▸ Recorded data:
╭──
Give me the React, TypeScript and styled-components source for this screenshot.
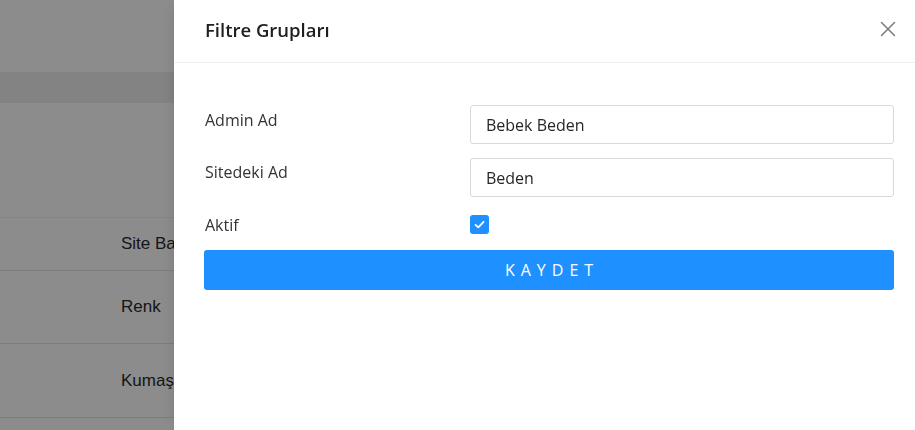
import React from "react";
import styled, { createGlobalStyle } from "styled-components";

const Global = createGlobalStyle`
  html, body { margin: 0; padding: 0; }
  body { width: 915px; height: 430px; overflow: hidden; background: #fff; font-family: "Liberation Sans", Arial, sans-serif; }
  * { box-sizing: border-box; }
`;

const Page = styled.div`
  width: 915px;
  height: 430px;
  display: flex;
  flex-direction: column;
  background: #fff;
`;

const PageHeader = styled.div`
  height: 72px;
  flex: none;
`;

const TableHead = styled.div`
  height: 31px;
  flex: none;
  background: #eeeeee;
`;

const Row = styled.div<{ $h: number; $line?: string }>`
  height: ${(p) => p.$h}px;
  flex: none;
  display: flex;
  align-items: center;
  padding-left: 121px;
  border-bottom: 1px solid ${(p) => p.$line ?? "#e3e3e3"};
  font-size: 17px;
  color: #2a2a2a;
`;

const Overlay = styled.div`
  position: fixed;
  inset: 0;
  background: rgba(0, 0, 0, 0.45);
`;

const Drawer = styled.div`
  position: fixed;
  top: 0;
  right: 0;
  bottom: 0;
  width: 741px;
  background: #fff;
  box-shadow: -6px 0 16px -6px rgba(0, 0, 0, 0.12);
  display: flex;
  flex-direction: column;
  font-family: "Open Sans", "Noto Sans", sans-serif;
`;

const DrawerHeader = styled.div`
  height: 63px;
  flex: none;
  display: flex;
  align-items: center;
  justify-content: space-between;
  padding: 0 19px 0 31px;
  border-bottom: 1px solid #efefef;
`;

const Title = styled.div`
  font-size: 18.5px;
  font-weight: 600;
  color: #1f1f1f;
  margin-top: -4px;
`;

const CloseButton = styled.button`
  border: 0;
  background: none;
  padding: 0;
  width: 16px;
  height: 16px;
  display: flex;
  align-items: center;
  justify-content: center;
  cursor: pointer;
  margin-top: -4px;
`;

const Body = styled.div`
  padding: 42px 21px 0 30px;
  display: flex;
  flex-direction: column;
`;

const FormRow = styled.div<{ $mb: number }>`
  display: grid;
  grid-template-columns: 266px 1fr;
  align-items: start;
  margin-bottom: ${(p) => p.$mb}px;
`;

const Label = styled.label<{ $pt: number }>`
  font-size: 16px;
  color: #333;
  padding-top: ${(p) => p.$pt}px;
  line-height: 22px;
  padding-left: 1px;
`;

const Input = styled.input`
  height: 39px;
  width: 100%;
  border: 1px solid #d9d9d9;
  border-radius: 3px;
  padding: 0 15px;
  font-family: "Open Sans", "Noto Sans", sans-serif;
  font-size: 16px;
  color: #262626;
  outline: none;
  background: #fff;
`;

const Check = styled.span`
  width: 19px;
  height: 19px;
  border-radius: 3px;
  background: #1e90ff;
  display: flex;
  align-items: center;
  justify-content: center;
  margin-top: 1px;
`;

const SaveButton = styled.button`
  height: 40px;
  width: 100%;
  border: 0;
  border-radius: 3px;
  background: #1e90ff;
  color: #fff;
  font-family: "Open Sans", "Noto Sans", sans-serif;
  font-size: 16px;
  letter-spacing: 6px;
  text-indent: 6px;
  cursor: pointer;
`;

export default function App() {
  return (
    <>
      <Global />
      <Page>
        <PageHeader />
        <TableHead />
        <Row $h={115} $line="#f2f2f2" />
        <Row $h={53}>Site Başlığı</Row>
        <Row $h={73}>Renk</Row>
        <Row $h={74}>Kumaş</Row>
      </Page>
      <Overlay />
      <Drawer>
        <DrawerHeader>
          <Title>Filtre Grupları</Title>
          <CloseButton aria-label="Kapat">
            <svg width="16" height="16" viewBox="0 0 16 16">
              <path d="M1.5 1.5 L14.5 14.5 M14.5 1.5 L1.5 14.5" stroke="#7a7a7a" strokeWidth="1.5" strokeLinecap="round" fill="none" />
            </svg>
          </CloseButton>
        </DrawerHeader>
        <Body>
          <FormRow $mb={14}>
            <Label $pt={4}>Admin Ad</Label>
            <Input defaultValue="Bebek Beden" />
          </FormRow>
          <FormRow $mb={17}>
            <Label $pt={3}>Sitedeki Ad</Label>
            <Input defaultValue="Beden" />
          </FormRow>
          <FormRow $mb={14}>
            <Label $pt={0}>Aktif</Label>
            <Check>
              <svg width="13" height="13" viewBox="0 0 13 13">
                <path d="M2.5 6.8 L5.3 9.4 L10.6 3.8" stroke="#fff" strokeWidth="1.8" fill="none" strokeLinecap="round" strokeLinejoin="round" />
              </svg>
            </Check>
          </FormRow>
          <SaveButton>KAYDET</SaveButton>
        </Body>
      </Drawer>
    </>
  );
}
╰──
▸ What you will do: Quote the material exactly. Pictures stay out.

▸ Output for this exercise:
Give me the React, TypeScript and styled-components source for this screenshot.
import React from "react";
import styled, { createGlobalStyle } from "styled-components";

const Global = createGlobalStyle`
  html, body { margin: 0; padding: 0; }
  body { width: 915px; height: 430px; overflow: hidden; background: #fff; font-family: "Liberation Sans", Arial, sans-serif; }
  * { box-sizing: border-box; }
`;

const Page = styled.div`
  width: 915px;
  height: 430px;
  display: flex;
  flex-direction: column;
  background: #fff;
`;

const PageHeader = styled.div`
  height: 72px;
  flex: none;
`;

const TableHead = styled.div`
  height: 31px;
  flex: none;
  background: #eeeeee;
`;

const Row = styled.div<{ $h: number; $line?: string }>`
  height: ${(p) => p.$h}px;
  flex: none;
  display: flex;
  align-items: center;
  padding-left: 121px;
  border-bottom: 1px solid ${(p) => p.$line ?? "#e3e3e3"};
  font-size: 17px;
  color: #2a2a2a;
`;

const Overlay = styled.div`
  position: fixed;
  inset: 0;
  background: rgba(0, 0, 0, 0.45);
`;

const Drawer = styled.div`
  position: fixed;
  top: 0;
  right: 0;
  bottom: 0;
  width: 741px;
  background: #fff;
  box-shadow: -6px 0 16px -6px rgba(0, 0, 0, 0.12);
  display: flex;
  flex-direction: column;
  font-family: "Open Sans", "Noto Sans", sans-serif;
`;

const DrawerHeader = styled.div`
  height: 63px;
  flex: none;
  display: flex;
  align-items: center;
  justify-content: space-between;
  padding: 0 19px 0 31px;
  border-bottom: 1px solid #efefef;
`;

const Title = styled.div`
  font-size: 18.5px;
  font-weight: 600;
  color: #1f1f1f;
  margin-top: -4px;
`;

const CloseButton = styled.button`
  border: 0;
  background: none;
  padding: 0;
  width: 16px;
  height: 16px;
  display: flex;
  align-items: center;
  justify-content: center;
  cursor: pointer;
  margin-top: -4px;
`;

const Body = styled.div`
  padding: 42px 21px 0 30px;
  display: flex;
  flex-direction: column;
`;

const FormRow = styled.div<{ $mb: number }>`
  display: grid;
  grid-template-columns: 266px 1fr;
  align-items: start;
  margin-bottom: ${(p) => p.$mb}px;
`;

const Label = styled.label<{ $pt: number }>`
  font-size: 16px;
  color: #333;
  padding-top: ${(p) => p.$pt}px;
  line-height: 22px;
  padding-left: 1px;
`;

const Input = styled.input`
  height: 39px;
  width: 100%;
  border: 1px solid #d9d9d9;
  border-radius: 3px;
  padding: 0 15px;
  font-family: "Open Sans", "Noto Sans", sans-serif;
  font-size: 16px;
  color: #262626;
  outline: none;
  background: #fff;
`;

const Check = styled.span`
  width: 19px;
  height: 19px;
  border-radius: 3px;
  background: #1e90ff;
  display: flex;
  align-items: center;
  justify-content: center;
  margin-top: 1px;
`;

const SaveButton = styled.button`
  height: 40px;
  width: 100%;
  border: 0;
  border-radius: 3px;
  background: #1e90ff;
  color: #fff;
  font-family: "Open Sans", "Noto Sans", sans-serif;
  font-size: 16px;
  letter-spacing: 6px;
  text-indent: 6px;
  cursor: pointer;
`;

export default function App() {
  return (
    <>
      <Global />
      <Page>
        <PageHeader />
        <TableHead />
        <Row $h={115} $line="#f2f2f2" />
        <Row $h={53}>Site Başlığı</Row>
        <Row $h={73}>Renk</Row>
        <Row $h={74}>Kumaş</Row>
      </Page>
      <Overlay />
      <Drawer>
        <DrawerHeader>
          <Title>Filtre Grupları</Title>
          <CloseButton aria-label="Kapat">
            <svg width="16" height="16" viewBox="0 0 16 16">
              <path d="M1.5 1.5 L14.5 14.5 M14.5 1.5 L1.5 14.5" stroke="#7a7a7a" strokeWidth="1.5" strokeLinecap="round" fill="none" />
            </svg>
          </CloseButton>
        </DrawerHeader>
        <Body>
          <FormRow $mb={14}>
            <Label $pt={4}>Admin Ad</Label>
            <Input defaultValue="Bebek Beden" />
          </FormRow>
          <FormRow $mb={17}>
            <Label $pt={3}>Sitedeki Ad</Label>
            <Input defaultValue="Beden" />
          </FormRow>
          <FormRow $mb={14}>
            <Label $pt={0}>Aktif</Label>
            <Check>
              <svg width="13" height="13" viewBox="0 0 13 13">
                <path d="M2.5 6.8 L5.3 9.4 L10.6 3.8" stroke="#fff" strokeWidth="1.8" fill="none" strokeLinecap="round" strokeLinejoin="round" />
              </svg>
            </Check>
          </FormRow>
          <SaveButton>KAYDET</SaveButton>
        </Body>
      </Drawer>
    </>
  );
}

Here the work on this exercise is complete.